If the high probability of another move comes to fruition, the Yanks will probably add a fifth hurler to further ease the development of those two young arms.

Remember, though, this was the THIRD PLACE team in the AL East. By six games. So the Bronx Bombers had some ground to reconquer and they seem to have done so.

Not so fast.

The second place club just grabbed John Smoltz and Rocco Baldelli (whose health seems to have thankfully turned a corner). Brad Penny's a six-inning stiff; he's a bum so I don't count that as a great move. Still, not too shabby for a team that finished 2008 with 95 wins.

Let's see what the Boston Red Sox have in store for 2009:

Primary Staff:
Ace—Josh Beckett (R)
SP—Daisuke Matsuzaka (R)
SP—Jon Lester (L)
SP—John Smoltz (R)
SP—Brad Penny (R; he's a bum, but he's a pretty freakin' good fifth starter)
CL—Jonathan Papelbon (R)

Catcher—Josh Bard
1B—Kevin Youkilis
2B—Dustin Pedroia
3B—Mike Lowell
SS—Jed Lowrie
OF—Jason Bay, Jacoby Ellsbury, Baldelli, and JD Drew
DH—David Ortiz

Should either Smoltz or Penny falter, the Sawks have Clay Buchholz (he of the no-hitter) and Tim Wakefield (that old stalwart) marinating in the wings.

And the rally cry for this offseason coming out of Boston might very well be, "we have not yet begun to fight." Those are some pretty conservative moves by Beantown's standard, especially considering the cacophony coming out of NYC.

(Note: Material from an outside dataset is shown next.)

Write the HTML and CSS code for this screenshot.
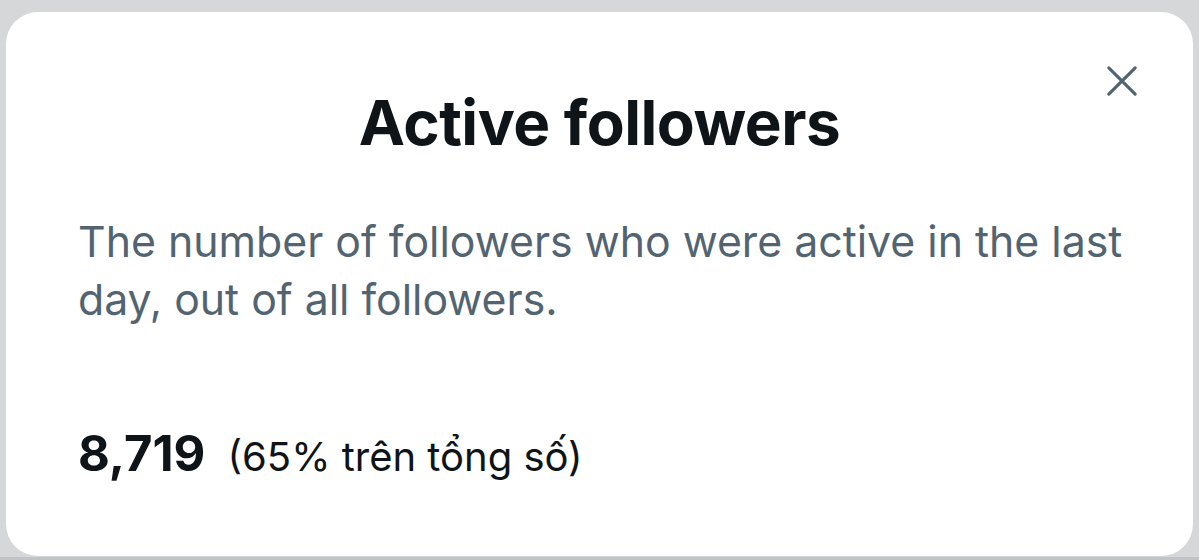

Of course, both the New York Yankees and Boston Red Sox finished 2008 staring up Tampa Bay's skirt. The Rays finished atop the AL East and rode that vote of confidence all the way to the World Series. Where they lost.

Nobody's perfect.

The mini-market Rays have played it cool this offseason, but have managed arguably the winter's biggest steal—Pat Burrell for two years, $16 million. Let's see what that does:

Primary Staff:

Ace—Scott Kazmir (L; his ace-hood is arguable)
SP—Matt Garza (R)
SP—James Shields (R)
SP—Andy Sonnanstine (L)
SP—Up in the air as far as I can tell, maybe David Price (L) or Jeff Niemann (R)
CL—Ditto; maybe Troy Percival (R), JP Howell (L), or Dan Wheeler (R)

Catcher—Dioner Navarro
1B—Carlos Pena
2B—Akinori Iwamura
3B—Evan Longoria
SS—Jason Bartlett
OF—BJ Upton, Carl Crawford, Gabe Gross, and Matt Joyce

You see where I'm headed.

The American East has arguably been baseball's best division for years. Last year, there was no argument. And, with several big ticket items still available on the free agent market, its three strongest teams from 2008 have already gotten significantly stronger.

Furthermore, the most significant improvement has come from the bottom and worked its way up—the Yanks were the worst of the three, but have shown the most improvement (on paper) while the Rays were the best (but have shown the least improvement on paper).

Brian Sabean and the San Francisco management has done a fantastic job so far this winter.

Unfortunately, they're just not playing in the same stratosphere as those three behemoths in the Junior Circuit.

It's true that any team can win the World Series once it gets there.

But you can bet your horses on one thing, any Senior Circuit representative's gonna be facing long odds against one of those three monsters.